The first interpretation is a complete nonstarter. If you asked the average American to discuss strict inflation targeting, flexible inflation targeting, symmetric inflation targeting, asymmetric targeting, growth rate targeting, level targeting, etc., you’d produce a glazed look on their faces. And even that understates the problem. Most people only understand the concept of supply side inflation; they have absolutely no understanding of demand side inflation. Hence they think inflation is bad because it lowers their real income, but that’s only true of supply side inflation. Even worse, the Fed only controls demand side inflation, so Fed policy has no impact on the only kind of inflation the public understands. I used to ask my class whether the cost of living had actually increased if both wages and prices rose by exactly 10%. And over 95% always got it wrong, claiming that the cost of living had not actually increased. (Actually, it rose by 10%.)
And even that understates the problem, because very few Americans even understand that the Fed can choose between 2% and 4% trend inflation like someone choosing between massaman curry and pad thai for their entree. They don’t know that that is what the Fed does. How many Americans know that the Fed’s tight money caused the Great Recession?
So I’m going to assume that what Tyler meant was that Americans would be happier with the outcome of inflation targeting as compared to the outcome of NGDP targeting. I doubt that. People might say they prefer 0% inflation to 2% inflation, but I doubt that they’d say they prefer America’s 2009 economy to its 2007 economy. But the 2009 economy is what you get when you reduce inflation to 0%. Actually, we were much closer to NGDP targeting in the period before 2007 than in the years immediately after 2007. And yet Americans seemed much more unhappy with the post-2007 economy. Now of course it’s entirely possible that if the Fed had kept NGDP growing at 5% after 2007, the public would have been even angrier than they were with the actual policy (a fall of 3% in NGDP between mid 2008 and mid-2009.) But I doubt it.

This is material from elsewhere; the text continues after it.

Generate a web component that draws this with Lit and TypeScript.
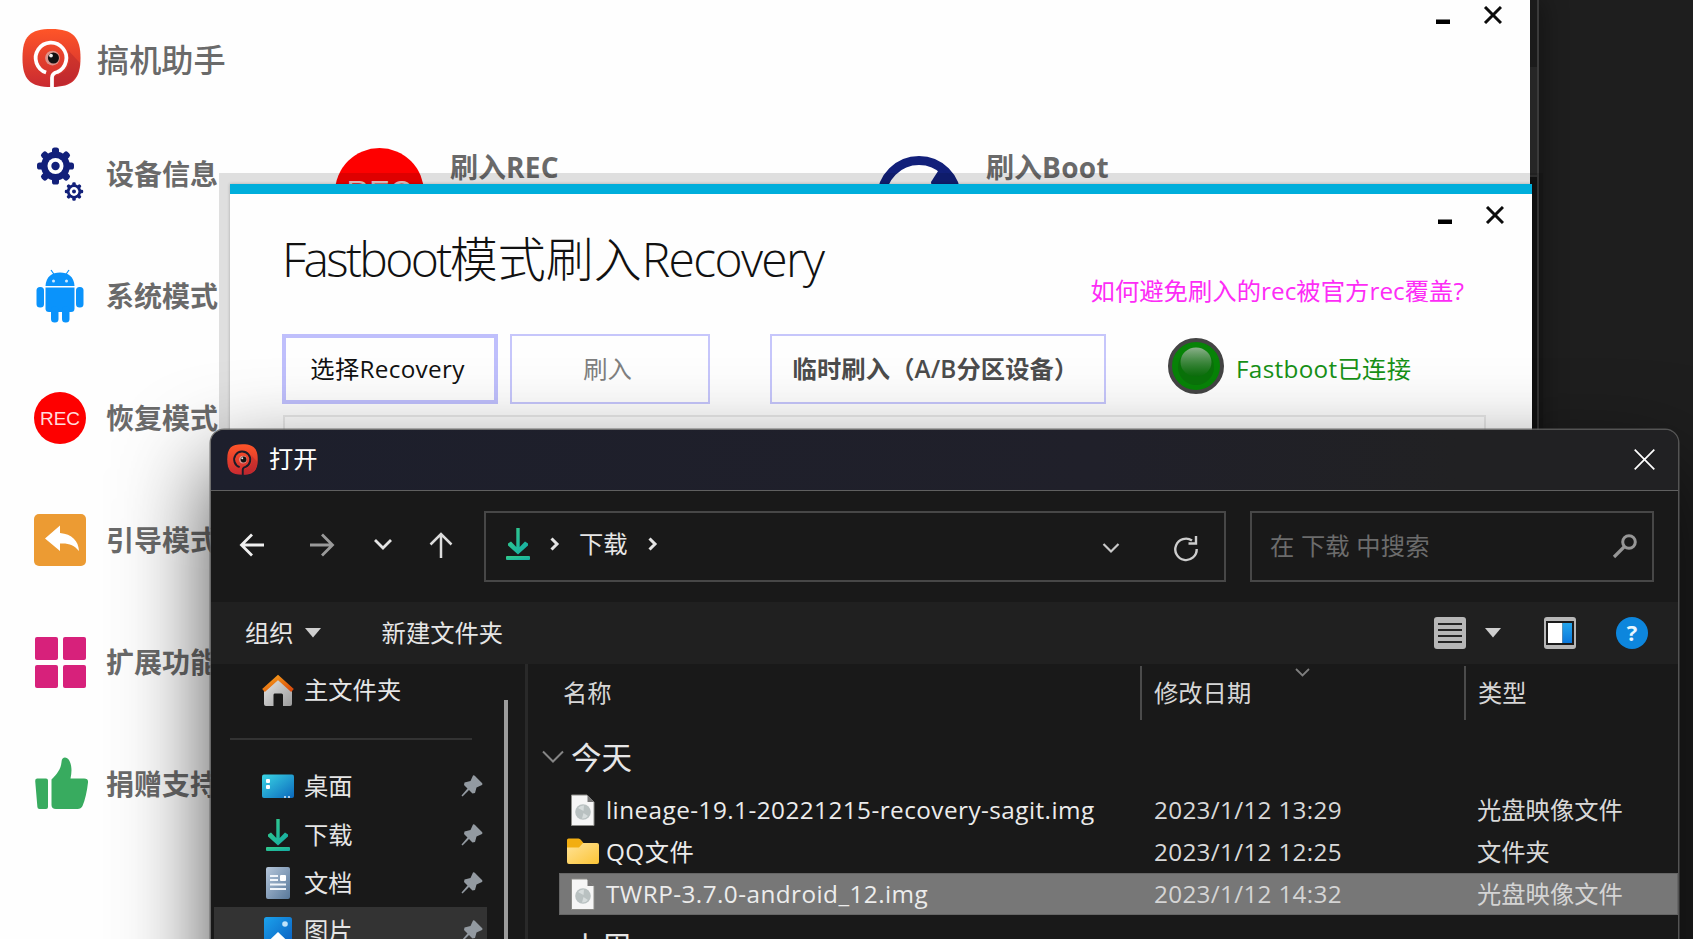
import { LitElement, html, css, svg } from "lit";
import { customElement } from "lit/decorators.js";
import { classMap } from "lit/directives/class-map.js";

const logo = (line: string, id: string) => svg`
  <defs><linearGradient id=${id} x1="0" y1="0" x2="0" y2="1">
    <stop offset="0" stop-color="#ff5528"/><stop offset="1" stop-color="#c92a31"/>
  </linearGradient></defs>
  <path d="M30 .5C52 .5 59.500 9 59.500 30S52 59.500 30 59.500 .5 52 .5 30 8 .5 30 .5Z" fill="url(#${id})"/>
  <path d="M33 49C46 44 50 38 47 22L59 35C58 50 50 57 33 59Z" fill="#a51f2a" opacity=".35"/>
  <path d="M24.500 44.800A15.600 15.600 0 1 1 36 44.200Q30.500 45.600 30.500 50V60" fill="none" stroke=${line} stroke-width="3.800"/>
  <circle cx="31" cy="30" r="7.500" fill="#d8d8d8" opacity=".55"/>
  <circle cx="32" cy="30" r="5.600" fill="#111"/>
  <circle cx="29.500" cy="27.500" r="1.900" fill="#eee"/>`;

const gear = (cx: number, cy: number, r: number, hole: number, dot: number) => svg`
  <g transform="translate(${cx} ${cy})">
    <circle r=${r * 0.78} fill="#12207a"/>
    ${[0, 45, 90, 135].map((a) => svg`<rect x=${-r * 0.19} y=${-r} width=${r * 0.38} height=${r * 2} rx=${r * 0.14} fill="#12207a" transform="rotate(${a})"/>`)}
    <circle r=${hole} fill="#fff"/><circle r=${dot} fill="#12207a"/>
  </g>`;

const menuIcons = {
  gears: svg`${gear(21.5, 18, 18.500, 8, 4.200)}${gear(40, 43.500, 9.200, 4.400, 2)}`,
  android: svg`<g fill="#0a93fb" transform="translate(0 -1.500)">
    <path d="M11.500 17.500C12 8 18 4 26 4S40 8 40.500 17.500Z"/>
    <path d="M17 1.500l3.500 5M35 1.500l-3.500 5" stroke="#0a93fb" stroke-width="1.200"/>
    <path d="M11.500 19H40.500V40Q40.500 43.500 37 43.500H15Q11.500 43.500 11.500 40Z"/>
    <rect x="2.500" y="18.500" width="7.500" height="20.500" rx="3.500"/><rect x="42" y="18.500" width="7.500" height="20.500" rx="3.500"/>
    <rect x="17" y="38" width="7.500" height="16" rx="3.500"/><rect x="28" y="38" width="7.500" height="16" rx="3.500"/></g>
    <circle cx="19.500" cy="11" r="1.500" fill="#cfeaff"/><circle cx="32.500" cy="11" r="1.500" fill="#cfeaff"/>`,
  rec: svg`<circle cx="26" cy="26" r="26" fill="#fe0000"/>
    <text x="26" y="33" text-anchor="middle" font-family="Liberation Sans, Arial, sans-serif" font-size="19" font-weight="400" fill="#ffdcdc">REC</text>`,
  reply: svg`<rect width="52" height="52" rx="5" fill="#ec9b33"/>
    <path d="M11 24.500L26 11.500V19C38 20 44.500 27 45 37C40 31 35 29 26 29.500V37Z" fill="#fff"/>`,
  grid: svg`<g fill="#d7217b"><rect x="1" y="1" width="23" height="23" rx="2"/><rect x="29" y="1" width="23" height="23" rx="2"/>
    <rect x="1" y="29" width="23" height="23" rx="2"/><rect x="29" y="29" width="23" height="23" rx="2"/></g>`,
  thumb: svg`<g fill="#38ab5f" transform="translate(0 -1)"><path d="M3 21.500H12Q14 21.500 14 23.500V50Q14 52 12 52H5.500Q3.500 52 3.400 50L1.200 24Q1 21.500 3 21.500Z"/>
    <path d="M17.500 22.500C23 17 27 12 27.500 5C28 -1 33 0 35 3C38 8 38 15 36.500 21.500H50Q54.500 21.500 54 25.500C53 35 51 43 48.500 49Q47 52 43.500 52H22Q17.500 52 17.500 48Z"/></g>`,
};

const download = (id: string) => svg`
  <defs><linearGradient id=${id} x1="0" y1="0" x2="1" y2="1"><stop offset="0" stop-color="#36ce88"/><stop offset="1" stop-color="#12aaa6"/></linearGradient></defs>
  <path d="M14.300 0H17.700V19L23 13.500L26 15.500V17.500L16 26.500L6 17.500V15.500L9 13.500L14.300 19Z" fill="url(#${id})"/>
  <rect x="4" y="28" width="24" height="4" rx="1" fill="url(#${id})"/>`;

const placeIcons: Record<string, unknown> = {
  home: svg`<defs><linearGradient id="hr" x1="0" y1="0" x2="1" y2="1"><stop offset="0" stop-color="#f7a01b"/><stop offset="1" stop-color="#d8480c"/></linearGradient>
    <linearGradient id="hw" x1="0" y1="0" x2="1" y2="1"><stop offset="0" stop-color="#e6e6e6"/><stop offset="1" stop-color="#9c9c9c"/></linearGradient></defs>
    <g transform="translate(0 1)"><path d="M2 16L16 3L30 16V29Q30 31 28 31H21V20Q21 18.500 19.500 18.500H12.500Q11.500 18.500 11.500 20V31H4Q2 31 2 29Z" fill="url(#hw)"/>
    <path d="M1.500 15.500L16 2.500L30.500 15.500" fill="none" stroke="url(#hr)" stroke-width="4"/></g>`,
  desktop: svg`<defs><linearGradient id="dk" x1="0" y1="0" x2="1" y2="1"><stop offset="0" stop-color="#3ad5e4"/><stop offset="1" stop-color="#0b68bd"/></linearGradient></defs>
    <rect y="4.500" width="32" height="23.500" rx="2" fill="url(#dk)"/><rect x="4" y="9" width="4" height="4" rx="1" fill="#fff"/><rect x="4" y="15" width="4" height="4" rx="1" fill="#fff"/>
    <path d="M22 27H24M26 27H28" stroke="#d9ecff" stroke-width="1.500"/>`,
  download: download("dl2"),
  docs: svg`<defs><linearGradient id="dc" x1="0" y1="0" x2="1" y2="1"><stop offset="0" stop-color="#b5c6da"/><stop offset="1" stop-color="#58789a"/></linearGradient></defs>
    <rect x="4" width="24" height="32" rx="2" fill="url(#dc)"/><path d="M8 9H16M8 13H16M8 17.500H24M8 22H24" stroke="#f1f5fa" stroke-width="2"/><rect x="18" y="8" width="6" height="6" rx="1" fill="#fff"/>`,
  pictures: svg`<defs><linearGradient id="pc" x1="0" y1="0" x2="1" y2="1"><stop offset="0" stop-color="#1ba2ec"/><stop offset="1" stop-color="#0a5ec0"/></linearGradient></defs>
    <rect x="2" y="2" width="28" height="28" rx="2.500" fill="url(#pc)"/><circle cx="23" cy="9" r="2.800" fill="#bfe3fb"/><path d="M4.500 28L16 17L27.500 28Q27 30 25 30H7Q5 30 4.500 28Z" fill="#fff"/>`,
};

const discFile = svg`<path d="M4.500 1H20L27 8V31.500H4.500Z" fill="#f6f6f6" stroke="#8c8c88" stroke-width="1"/>
  <path d="M20.500 1V8H27Z" fill="#777"/>
  <circle cx="16" cy="18" r="7.800" fill="#b9c1c1"/><path d="M11 14A7 7 0 0 1 17 11.500L16.500 17ZM21 22A7 7 0 0 1 15 24.500L16.500 19Z" fill="#d6dcdc"/>`;
const folder = svg`<defs><linearGradient id="fo" x1="0" y1="0" x2="1" y2="1"><stop offset="0" stop-color="#ffe398"/><stop offset="1" stop-color="#fbc436"/></linearGradient></defs>
  <path d="M0 4Q0 2.500 1.500 2.500H11.500Q13 2.500 14 4L16.500 7V14H0Z" fill="#f2ae12"/>
  <path d="M0 11.500H12L16 7H30Q32 7 32 9V26Q32 28 30 28H2Q0 28 0 26Z" fill="url(#fo)"/>`;

const menu = [
  ["gears", "设备信息"], ["android", "系统模式"], ["rec", "恢复模式"],
  ["reply", "引导模式"], ["grid", "扩展功能"], ["thumb", "捐赠支持"],
] as const;
const places = [["desktop", "桌面"], ["download", "下载"], ["docs", "文档"], ["pictures", "图片"]];
const files = [
  { disc: true, name: "lineage-19.1-20221215-recovery-sagit.img", date: "2023/1/12 13:29", type: "光盘映像文件" },
  { disc: false, name: "QQ文件", date: "2023/1/12 12:25", type: "文件夹" },
  { disc: true, name: "TWRP-3.7.0-android_12.img", date: "2023/1/12 14:32", type: "光盘映像文件", selected: true },
];

const base = css`
  :host { font-family: "Open Sans", "Noto Sans CJK SC", sans-serif; font-size: 24.300px; line-height: 1.25; white-space: nowrap; }
  * { box-sizing: border-box; }
  svg { display: block; flex: none; overflow: visible; }
`;

@customElement("window-controls")
class WindowControls extends LitElement {
  static styles = css`svg { display: block; }`;
  render() {
    return html`<svg width="66" height="18" viewBox="0 0 66 18">
      <rect x="0" y="13.500" width="14" height="4.500" fill="#000"/>
      <path d="M49 1L65 17M65 1L49 17" stroke="#0c0c0c" stroke-width="3"/></svg>`;
  }
}

@customElement("main-window")
class MainWindow extends LitElement {
  static styles = [base, css`
    :host { display: grid; grid-template-columns: 218px 1fr; background: #fefefe; color: #6a6a6a; }
    .side { padding-top: 28px; }
    .brand { display: flex; align-items: center; gap: 16px; height: 60px; padding-left: 22px; font-size: 32.200px; font-weight: 500; width: 300px; }
    .brand span { padding-top: 5px; }
    .menu { padding-top: 25px; }
    .item { display: flex; align-items: center; gap: 20px; height: 122px; padding-left: 34px; font-size: 28px; font-weight: 600; }
    .controls { display: flex; justify-content: flex-end; padding: 6px 28px 0 0; height: 148px; }
    .cards { display: grid; grid-template-columns: 542px 542px; padding-left: 117px; font-size: 28px; font-weight: 600; }
    .card { display: flex; gap: 26px; }
    .card.boot { gap: 25px; }
    .card.boot svg { margin-top: 8px; }
    .card span { padding-top: 2px; }
    .card b { font-weight: 700; letter-spacing: .3px; }
  `];
  render() {
    return html`
      <div class="side">
        <div class="brand"><svg width="59" height="60" viewBox="0 0 60 60">${logo("#fff", "lg1")}</svg><span>搞机助手</span></div>
        <div class="menu">${menu.map(([icon, label]) => html`
          <div class="item"><svg width="52" height="52" viewBox="0 0 52 52">${menuIcons[icon]}</svg><span>${label}</span></div>`)}</div>
      </div>
      <div>
        <div class="controls"><window-controls></window-controls></div>
        <div class="cards">
          <div class="card"><svg width="89" height="89" viewBox="0 0 89 89"><circle cx="44.500" cy="44.500" r="44.500" fill="#fe0000"/>
            <text x="44.500" y="54.500" text-anchor="middle" font-family="Liberation Sans, Arial, sans-serif" font-size="31" font-weight="400" fill="#fbd5d5">REC</text></svg><span>刷入<b>REC</b></span></div>
          <div class="card boot"><svg width="84" height="84" viewBox="0 0 84 84"><circle cx="42" cy="42" r="37.500" fill="none" stroke="#12207a" stroke-width="9"/>
            <path d="M63 12L54 26L56 40H82L76 22Z" fill="#12207a"/></svg><span>刷入<b>Boot</b></span></div>
        </div>
      </div>`;
  }
}

@customElement("flash-window")
class FlashWindow extends LitElement {
  static styles = [base, css`
    :host { display: block; background: #fefefe; border-top: 10px solid #00aedb; box-shadow: 0 0 3px rgba(0,0,0,.25), 0 0 0 11px rgba(0,0,0,.12); }
    .controls { display: flex; justify-content: flex-end; padding: 12px 28px 0 0; height: 36px; }
    .head { display: flex; justify-content: space-between; height: 104px; padding: 0 68px 0 52px; }
    h1 { margin: -1px 0 0; font-size: 48px; font-weight: 300; line-height: 60px; color: #111; }
    h1 .a { letter-spacing: -2.650px; }
    h1 .b { letter-spacing: -1.650px; }
    .link { color: #fd2cf6; padding-top: 46px; letter-spacing: .050px; }
    .actions { display: flex; height: 70px; padding-left: 52px; align-items: stretch; }
    .btn { display: flex; align-items: center; justify-content: center; border: 2px solid #c6c6fb; color: #808080; padding-right: 5px; }
    .pick { width: 216px; border: 4px solid #bfbffc; color: #111; margin-right: 12px; letter-spacing: .3px; }
    .flash { width: 200px; margin-right: 60px; }
    .temp { width: 336px; color: #4c4c4c; font-weight: 600; letter-spacing: .100px; }
    .status { display: flex; align-items: center; gap: 11px; margin-left: 61px; color: #179117; letter-spacing: .300px; }
    .status svg { margin-top: -6px; }
    .log { margin: 11px 46px 0 53px; height: 500px; border: 2px solid #e9e9e9; }
  `];
  render() {
    return html`
      <div class="controls"><window-controls></window-controls></div>
      <div class="head"><h1><span class="a">Fastboot</span>模式刷入<span class="b">Recovery</span></h1>
        <div class="link">如何避免刷入的rec被官方rec覆盖?</div></div>
      <div class="actions">
        <div class="btn pick">选择Recovery</div><div class="btn flash">刷入</div><div class="btn temp">临时刷入（A/B分区设备）</div>
        <div class="status"><svg width="58" height="58" viewBox="0 0 58 58">
          <defs><linearGradient id="led" x1="0" y1="0" x2="0" y2="1"><stop offset="0" stop-color="#8cb08c"/><stop offset="1" stop-color="#0d6a0d" stop-opacity=".6"/></linearGradient></defs>
          <circle cx="29" cy="29" r="26" fill="#078307" stroke="#444" stroke-width="4"/><circle cx="29" cy="30" r="18" fill="#0a720a"/>
          <ellipse cx="29" cy="25" rx="15.500" ry="14.500" fill="url(#led)"/></svg><span>Fastboot已连接</span></div>
      </div>
      <div class="log"></div>`;
  }
}

@customElement("open-dialog")
class OpenDialog extends LitElement {
  static styles = [base, css`
    :host { display: flex; flex-direction: column; overflow: hidden; border-radius: 13px 13px 0 0; background: #191919; color: #e6e6e6;
      box-shadow: 0 0 0 1.500px rgba(95,95,95,.85), 0 36px 90px rgba(0,0,0,.7); }
    .title { display: flex; align-items: center; height: 60px; padding: 0 23px 2px 16px; gap: 11px; color: #fff; flex: none;
      background: linear-gradient(90deg, #1d1f2c, #20202a 60%, #212123 85%); }
    .title span { flex: 1; }
    .nav { display: flex; align-items: center; height: 112px; padding-left: 29px; border-top: 1px solid #606060; flex: none; }
    .arrow { margin-top: -4px; }
    .box { display: flex; align-items: center; height: 71px; margin-top: -1px; border: 2px solid #474747; }
    .g1 { margin-left: 46px; } .g2 { margin-left: 37px; } .g3 { margin-left: 34px; }
    .address { width: 742px; margin-left: 31px; padding-left: 16px; }
    .address .crumb { padding: 0 20px 3px 21px; }
    .address .up { margin-top: -4px; }
    .grow { flex: 1; }
    .drop { margin: 4px 53px 0 0; } .reload { margin: 3px 25px 0 0; }
    .search { width: 404px; margin-left: 24px; padding: 0 15px 0 18px; justify-content: space-between; color: #6c6c6c; letter-spacing: .150px; }
    .tools { display: flex; align-items: center; height: 62px; padding: 0 30px 0 34px; background: #202020; flex: none; }
    .body { display: flex; flex: 1; min-height: 0; }
    .places { width: 276px; padding: 2px 0 0 3px; flex: none; }
    .place { display: flex; align-items: center; gap: 10px; height: 48.300px; padding: 0 4px 0 48px; }
    .place.hot { background: #333; }
    .place span { flex: 1; }
    .sep { height: 2px; margin: 24px 15px 22px 16px; background: #333; }
    .scroll { width: 4px; margin: 36px 17px 0 17px; background: #9c9c9c; }
    .split { width: 3px; background: #292929; }
    .list { flex: 1; min-width: 0; }
    .header { display: flex; height: 54px; margin-top: 2px; color: #d6d6d6; }
    .cell { display: flex; align-items: center; width: 324px; border-left: 2px solid #4b4b4b; padding-left: 12px; }
    .cell.name { width: 612px; border: 0; padding-left: 35px; }
    .cell.type { width: 212px; }
    .sort { align-self: flex-start; margin: 2px 0 0 44px; }
    .group { display: flex; align-items: center; gap: 7px; height: 40px; margin: 17px 0 12px 14px; font-size: 30.500px; }
    .group.next { margin-top: 12px; }
    .row { display: grid; grid-template-columns: 39px 548px 323px 1fr; align-items: center; height: 42px; margin-left: 31px; padding-left: 8px; color: #d8d8d8; }
    .row .fname { color: #ececec; letter-spacing: .450px; }
    .row .date { letter-spacing: .300px; }
    .row.selected { background: #777; box-shadow: inset 0 0 0 1px #666; height: 42px; }
    .row.selected .fname { color: #ececec; }
    .row.selected .meta { color: #d4d4d4; }
  `];
  render() {
    const chevron = svg`<path d="M1.500 2.500L7 8L1.500 13.500" fill="none" stroke="#e4e4e4" stroke-width="3"/>`;
    return html`
      <div class="title"><svg width="31" height="31" viewBox="0 0 60 60">${logo("#1b1c28", "lg2")}</svg><span>打开</span>
        <svg width="21" height="21" viewBox="0 0 21 21"><path d="M.7.7L20.300 20.300M20.300.7L.7 20.300" stroke="#fff" stroke-width="1.700"/></svg></div>
      <div class="nav">
        <svg class="arrow" width="24" height="24" viewBox="0 0 24 24"><path d="M24 12H2M12 1.500L1.500 12L12 22.500" fill="none" stroke="#efefef" stroke-width="2.800"/></svg>
        <svg class="arrow g1" width="24" height="24" viewBox="0 0 24 24"><path d="M0 12H22M12 1.500L22.500 12L12 22.500" fill="none" stroke="#9a9a9a" stroke-width="2.800"/></svg>
        <svg class="arrow g2" width="24" height="24" viewBox="0 0 24 24"><path d="M4 7L12 15L20 7" fill="none" stroke="#e4e4e4" stroke-width="2.800"/></svg>
        <svg class="arrow g3" width="24" height="24" viewBox="0 0 24 24"><path d="M12 25V1M1.500 11.500L12 1L22.500 11.500" fill="none" stroke="#dcdcdc" stroke-width="2.500"/></svg>
        <div class="box address">
          <svg class="up" width="32" height="32" viewBox="0 0 32 32">${download("dl1")}</svg>
          <svg class="up" width="24" height="16" viewBox="-16 0 24 16" >${chevron}</svg><span class="crumb">下载</span>
          <svg class="up" width="10" height="16" viewBox="0 0 10 16">${chevron}</svg><div class="grow"></div>
          <svg class="drop" width="18" height="12" viewBox="0 0 18 12"><path d="M1.500 2L9 9.500L16.500 2" fill="none" stroke="#c9c9c9" stroke-width="2.200"/></svg>
          <svg class="reload" width="26" height="26" viewBox="0 0 26 26"><path d="M19 5.500A10.700 10.700 0 1 0 23.700 14M23 1V8.500H15.500" fill="none" stroke="#cdcdcd" stroke-width="2.400"/></svg>
        </div>
        <div class="box search"><span>在 下载 中搜索</span>
          <svg width="24" height="24" viewBox="0 0 24 24"><circle cx="16" cy="8" r="6.300" fill="none" stroke="#969696" stroke-width="3"/><path d="M11.500 12.500L1 23" stroke="#969696" stroke-width="3.200"/></svg></div>
      </div>
      <div class="tools">
        <span>组织</span><svg width="88" height="10" viewBox="-11 0 88 10"><path d="M0 0H16L8 9.500Z" fill="#cfcfcf"/></svg><span>新建文件夹</span><div class="grow"></div>
        <svg width="32" height="32" viewBox="0 0 32 32"><rect width="32" height="32" rx="3" fill="#b7b7b7"/><path d="M4 7H28M4 13H28M4 19H28M4 25H28" stroke="#252525" stroke-width="2.200"/></svg>
        <svg width="78" height="10" viewBox="-19 0 78 10"><path d="M0 0H16L8 9.500Z" fill="#cfcfcf"/></svg>
        <svg width="32" height="32" viewBox="0 0 32 32"><defs><linearGradient id="pn" x1="0" y1="0" x2="0" y2="1"><stop offset="0" stop-color="#25a6ec"/><stop offset="1" stop-color="#0b78dc"/></linearGradient></defs>
          <rect width="32" height="32" rx="3" fill="#b7b7b7"/><rect x="2" y="4" width="28" height="24" fill="#1b1b1b"/><rect x="4" y="6" width="14.500" height="20" fill="#fff"/><rect x="18.500" y="6" width="9.500" height="20" fill="url(#pn)"/></svg>
        <svg width="72" height="32" viewBox="-40 0 72 32"><circle cx="16" cy="16" r="16" fill="#0d86dd"/><text x="16" y="24" text-anchor="middle" font-family="Open Sans, sans-serif" font-size="22" font-weight="700" fill="#e8f6ff">?</text></svg>
      </div>
      <div class="body">
        <div class="places">
          <div class="place"><svg width="32" height="32" viewBox="0 0 32 32">${placeIcons.home}</svg><span>主文件夹</span></div>
          <div class="sep"></div>
          ${places.map(([icon, label], i) => html`<div class=${classMap({ place: true, hot: i === 3 })}>
            <svg width="32" height="32" viewBox="0 0 32 32">${placeIcons[icon]}</svg><span>${label}</span>
            <svg width="22" height="22" viewBox="0 0 22 22"><path d="M12 .5Q13 0 14 1L21 8Q22 9 21 10L15.500 12.500L14 18L11.500 18.500L8 15L1.500 21.500L.5 20.500L6.500 13.500L3 10L3.500 7.500L9.500 6Z" fill="#939aa1"/></svg></div>`)}
        </div>
        <div class="scroll"></div><div class="split"></div>
        <div class="list">
          <div class="header"><div class="cell name">名称</div>
            <div class="cell">修改日期<svg class="sort" width="15" height="10" viewBox="0 0 15 10"><path d="M1 1L7.500 7.500L14 1" fill="none" stroke="#7e7e7e" stroke-width="1.800"/></svg></div>
            <div class="cell type">类型</div></div>
          <div class="group"><svg width="22" height="14" viewBox="0 0 22 14"><path d="M1 1.500L11 11.500L21 1.500" fill="none" stroke="#858585" stroke-width="2"/></svg><span>今天</span></div>
          ${files.map((f) => html`<div class=${classMap({ row: true, selected: !!f.selected })}>
            <svg width="32" height="32" viewBox="0 0 32 32">${f.disc ? discFile : folder}</svg>
            <span class="fname">${f.name}</span><span class="meta date">${f.date}</span><span class="meta">${f.type}</span></div>`)}
          <div class="group next"><svg width="22" height="14" viewBox="0 0 22 14"><path d="M1 1.500L11 11.500L21 1.500" fill="none" stroke="#858585" stroke-width="2"/></svg><span>上周</span></div>
        </div>
      </div>`;
  }
}

@customElement("app-root")
class AppRoot extends LitElement {
  static styles = css`
    :host { display: block; position: relative; width: 1693px; height: 939px; overflow: hidden; background: #1e1e1e; }
    main-window, flash-window, open-dialog, .edge { position: absolute; }
    .edge { box-sizing: border-box; left: 1500px; top: 0; width: 39px; height: 939px; border-right: 2px solid #3a3a3a; box-shadow: 4px 0 24px rgba(0,0,0,.35);
      background: linear-gradient(#1b1b1b 67px, #262626 67px, #262626 175px, #333 175px, #333 177px, #141414 177px); }
    main-window { left: 0; top: 0; width: 1530px; height: 939px; }
    flash-window { left: 230px; top: 184px; width: 1302px; height: 755px; }
    open-dialog { left: 211px; top: 430px; width: 1467px; height: 700px; }
  `;
  render() {
    return html`<div class="edge"></div><main-window></main-window><flash-window></flash-window><open-dialog></open-dialog>`;
  }
}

I think they would have been a bit disgruntled by the stagflation, but nothing more.
Both David and Tyler believe that the Fed now views 2% inflation as a ceiling, not a symmetrical target. I’m still not convinced; let’s look at this again in 10 years. If it’s still a ceiling, I’ll throw in the towel. It was clearly a symmetrical target before 2007—why would the Fed have suddenly changed?
PS. David and Tyler also discussed the declining rate of innovation in the arts. Here’s a quote from a different Tyler Cowen interview:
If you think about Renaissance Florence, at its peak, its population, arguably, was between 60,000 and 80,000 people. And there were surrounding areas; you could debate the number. But they had some really quite remarkable achievements that have stood the test of time and lasted, and today have very high market value. Now, in very naive theories of economics, that shouldn’t be possible. People in Renaissance Florence, they didn’t produce a refrigerator that we’re still using or a tech company that we still consult.
But there’s something different about, say, the visual arts, where that was possible, and it was done with small numbers. So there’s something about the inputs to some kinds of production we don’t understand. I would suggest if we’re trying to figure out, like what makes Silicon Valley work, actually, by studying how they did what they did in the Florentine Renaissance is highly important. You learn what are the missing inputs that make for other kinds of miracles.
That’s an interesting point–future generations will be more interested in our art than our technology.
Here’s another question to consider. In the arts, there are periods of rapid innovation (the Renaissance), followed by periods of stasis. In David’s interview, Tyler cites the rapid innovation in pop music during the 1960s, relative to the slower innovation today. Is that different from the observation that explorers no longer discover as many new lands as they did in the heyday of Portuguese and Spanish exploration? Are we less talented at exploration, or are there simply fewer as yet undiscovered lands? Perhaps the analogy is silly, but let’s take it a step further. The discovery of new planets, and the technology that allows us to get there, would presumably lead to another Golden Age of discovery. Doesn’t the invention of new art forms (the novel, film, electronic music, etc.) open up vast new fields for artistic discovery? Isn’t Robert Gordon’s argument that innovation in existing fields has diminishing returns, and that we need to develop entirely new fields to supercharge innovation? Thus we understand the physics of the non-microscopic world so well that it’s getting really hard to radically improve our houses, cars, airplanes, ships and washing machines. The only area of rapid innovation is at the microscopic level (biotech, computer chips, etc.), which opened up only in the past 50 years or so. Gordon doesn’t expect more such fields to open up, and thus predicts diminishing rates of innovation in the fields that we already have. (I’m agnostic on that claim.)